A thin, wearable brain-machine interface could allow patients to be monitored outside of hospital, or let soldiers communicate silently in the field.
University of California, San Diego researchers have demonstrated a thin, flexible, skin-like device, mounted with tiny electronic components, which can acquire electrical signals from the brain and skeletal muscles and transmit the information wirelessly to an external computer.
Until now, says Professor Todd Coleman, brain-machine interfaces have been heavy and unwieldy because of the vast array of electronic components required.
The device is made of a thin sheet of plastic covered with a water-soluble layer that sticks to skin after washing with water. Once applied, the plastic dissolves, leaving the electronic components imprinted into the skin like a temporary tattoo.

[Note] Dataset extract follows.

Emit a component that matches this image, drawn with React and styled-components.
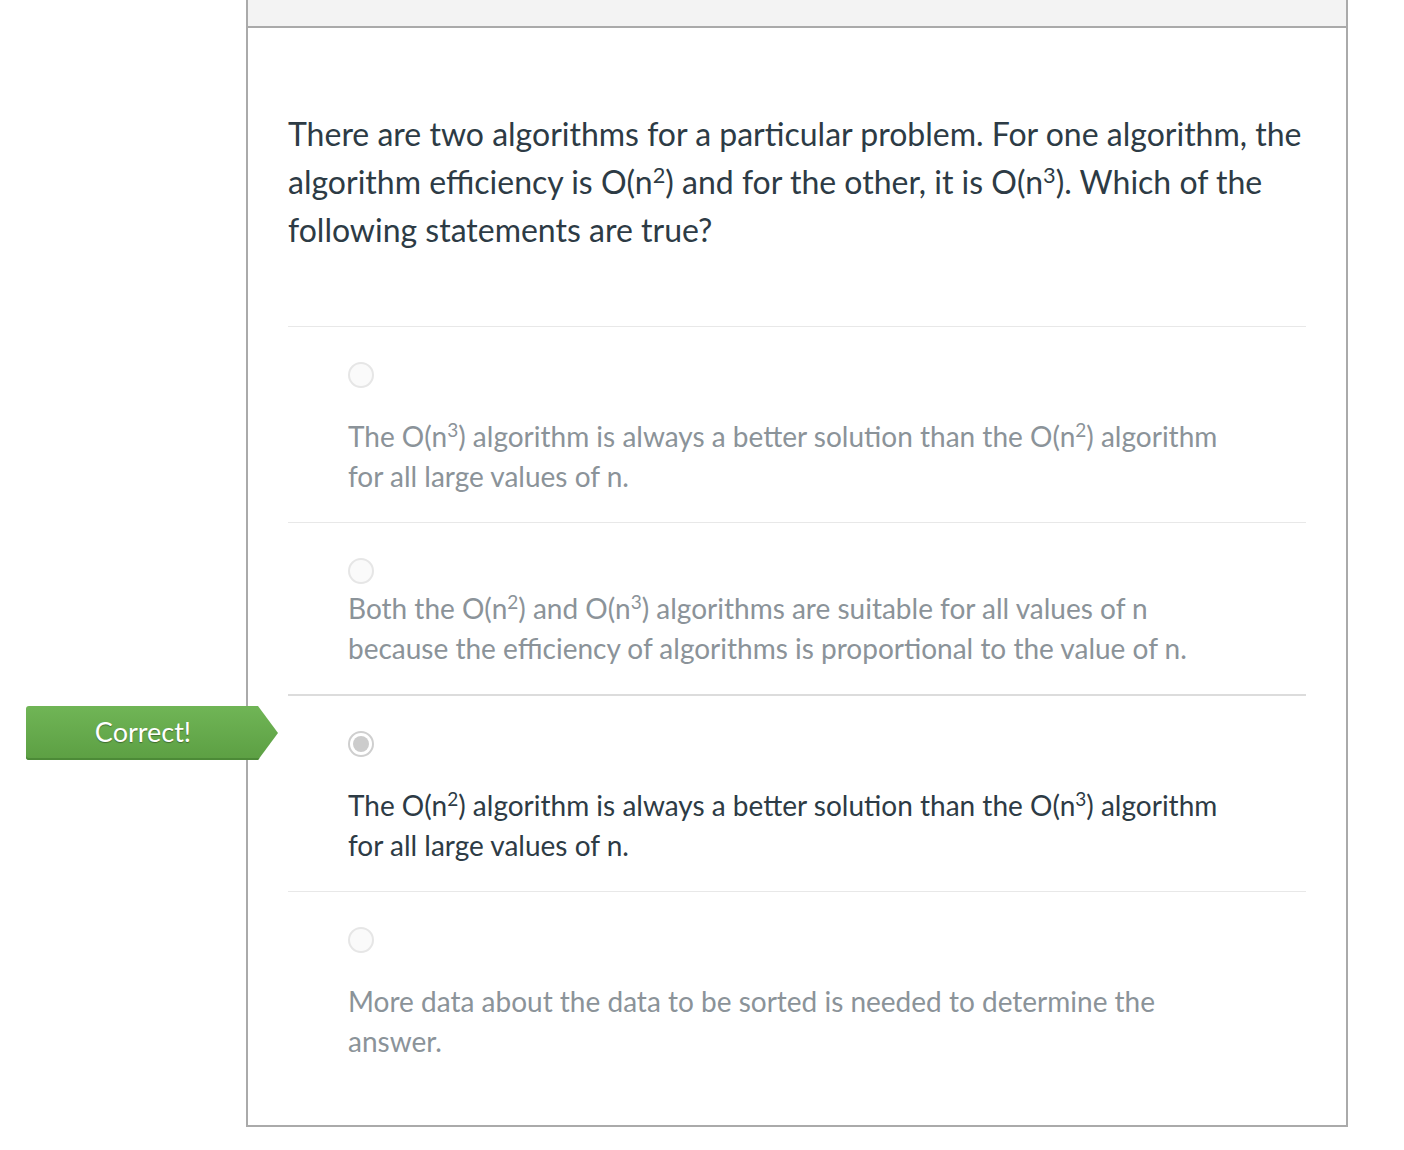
import React from "react";
import styled, { createGlobalStyle } from "styled-components";

const GlobalStyle = createGlobalStyle`
  html, body { margin: 0; padding: 0; background: #fff; }
  body { font-family: Lato, "Open Sans", sans-serif; }
`;

const Page = styled.div`
  display: flex;
  padding-left: 246px;
  width: 1404px;
  box-sizing: border-box;
`;

const Card = styled.div`
  width: 1102px;
  border: 2px solid #aaaaaa;
  border-top: none;
  box-sizing: border-box;
`;

const CardHeader = styled.div`
  height: 26px;
  background: #f3f3f3;
  border-bottom: 2px solid #aaaaaa;
`;

const CardBody = styled.div`
  padding: 82px 40px 38px 40px;
`;

const Question = styled.p`
  margin: 0 0 72px;
  font-size: 32px;
  line-height: 48px;
  color: #2d3b45;
`;

const Sup = styled.sup`
  font-size: 0.68em;
  line-height: 0;
  vertical-align: 0.5em;
`;

const AnswerList = styled.div`
  display: flex;
  flex-direction: column;
`;

const Answer = styled.div`
  position: relative;
  border-top: ${p => (p.$dark ? "2px solid #dcdcdc" : "1px solid #e8e8e8")};
  padding: 35px 0 26px 60px;
  display: flex;
  flex-direction: column;
  gap: ${p => p.$gap}px;
`;

const Radio = styled.span`
  width: 26px;
  height: 26px;
  border-radius: 50%;
  box-sizing: border-box;
  border: 2px solid ${p => (p.$checked ? "#cfcfcf" : "#e6e6e6")};
  background: ${p => (p.$checked ? "#fff" : "#fafafa")};
  display: flex;
  align-items: center;
  justify-content: center;
  &::after {
    content: "";
    display: ${p => (p.$checked ? "block" : "none")};
    width: 16px;
    height: 16px;
    border-radius: 50%;
    background: #cccccc;
  }
`;

const AnswerText = styled.div`
  font-size: 28px;
  line-height: 40px;
  color: ${p => (p.$selected ? "#2d3b45" : "#8b9399")};
  max-width: 900px;
`;

const Badge = styled.div`
  position: absolute;
  left: -262px;
  top: 10px;
  width: 252px;
  height: 54px;
  box-sizing: border-box;
  padding: 0 18px 3px 0;
  display: flex;
  align-items: center;
  justify-content: center;
  color: #fff;
  font-size: 27px;
  text-shadow: 0 1px 1px rgba(0, 0, 0, 0.35);
  background: linear-gradient(#70b556, #5c9f43);
  border-radius: 3px 0 0 3px;
  clip-path: polygon(0 0, 232px 0, 252px 50%, 232px 100%, 0 100%);
  box-shadow: inset 0 -2px 0 #4c8a37;
`;

const answers = [
  {
    text: <>The O(n<Sup>3</Sup>) algorithm is always a better solution than the O(n<Sup>2</Sup>) algorithm for all large values of n.</>,
    gap: 28,
  },
  {
    text: <>Both the O(n<Sup>2</Sup>) and O(n<Sup>3</Sup>) algorithms are suitable for all values of n because the efficiency of algorithms is proportional to the value of n.</>,
    gap: 4,
  },
  {
    text: <>The O(n<Sup>2</Sup>) algorithm is always a better solution than the O(n<Sup>3</Sup>) algorithm for all large values of n.</>,
    gap: 28,
    selected: true,
    dark: true,
  },
  {
    text: <>More data about the data to be sorted is needed to determine the answer.</>,
    gap: 28,
  },
];

export default function App() {
  return (
    <>
      <GlobalStyle />
      <Page>
        <Card>
          <CardHeader />
          <CardBody>
            <Question>
              There are two algorithms for a particular problem. For one algorithm, the
              algorithm efficiency is O(n<Sup>2</Sup>) and for the other, it is O(n<Sup>3</Sup>). Which of the
              following statements are true?
            </Question>
            <AnswerList>
              {answers.map((a, i) => (
                <Answer key={i} $gap={a.gap} $dark={a.dark}>
                  {a.selected && <Badge>Correct!</Badge>}
                  <Radio $checked={a.selected} />
                  <AnswerText $selected={a.selected}>{a.text}</AnswerText>
                </Answer>
              ))}
            </AnswerList>
          </CardBody>
        </Card>
      </Page>
    </>
  );
}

The team showed that a wide array of electrical components, including sensors, transistors, power supplies such as solar cells and wireless antennas could be combined on a single device that is nearly unnoticeable for the wearer.

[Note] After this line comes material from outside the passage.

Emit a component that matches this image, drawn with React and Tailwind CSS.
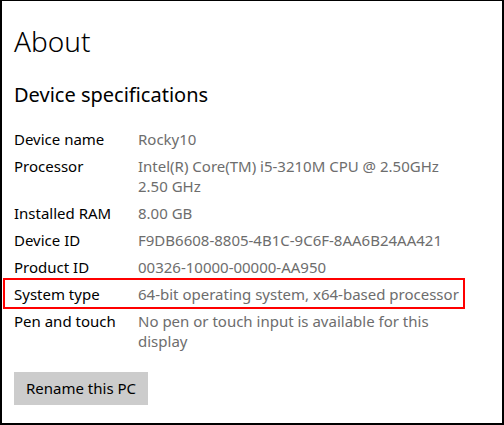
import React from "react";

const rows = [
  ["Device name", ["Rocky10"]],
  ["Processor", ["Intel(R) Core(TM) i5-3210M CPU @ 2.50GHz", "2.50 GHz"]],
  ["Installed RAM", ["8.00 GB"]],
  ["Device ID", ["F9DB6608-8805-4B1C-9C6F-8AA6B24AA421"]],
  ["Product ID", ["00326-10000-00000-AA950"]],
  ["System type", ["64-bit operating system, x64-based processor"], true],
  ["Pen and touch", ["No pen or touch input is available for this", "display"]],
];

export default function App() {
  return (
    <div
      className="w-[504px] h-[425px] bg-white border-l-2 border-t border-r-2 border-b-2 border-black overflow-hidden"
      style={{ fontFamily: '"Noto Sans", "Open Sans", sans-serif' }}
    >
      <div className="pl-[12px] pt-[22px]">
        <h1 className="text-[28px] leading-[36px] font-light text-black">About</h1>
        <h2 className="mt-[22px] text-[20px] leading-[28px] font-normal text-black">Device specifications</h2>
        <div className="mt-[20px] flex flex-col gap-[7px]">
          {rows.map(([label, vals, hl]) => (
            <div key={label} className="relative flex text-[15px] leading-[20px]">
              {hl && (
                <div className="absolute left-[-11px] top-[-6px] w-[462px] h-[31px] border-2 border-[#ff0000]" />
              )}
              <div className="w-[124px] shrink-0 text-black">{label}</div>
              <div className="text-[#6d6d6d]">
                {vals.map((v) => (
                  <div key={v}>{v}</div>
                ))}
              </div>
            </div>
          ))}
        </div>
        <button className="mt-[21px] w-[134px] h-[33px] bg-[#cccccc] text-black text-[15px]">
          Rename this PC
        </button>
      </div>
    </div>
  );
}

Coleman’s research group has used the device to enable someone to control a computer game with muscles in his throat by speaking the commands - and, in principle, simply mouthing commands should work.
The team envisions applications in areas such as military operations, gaming, education and consumer electronics. For example, the ability to communicate with a computer without actually verbalizing your message out loud clearly benefits patients with muscular or neurological disorders.
Its discreet tattoo-like appearance could also make it useful for covert military operations requiring the operator to communicate with a remote command station.
"The brain-machine interface paradigm is very exciting and I think it need not be limited to thinking about prosthetics or people with some type of motor deficit," says Coleman.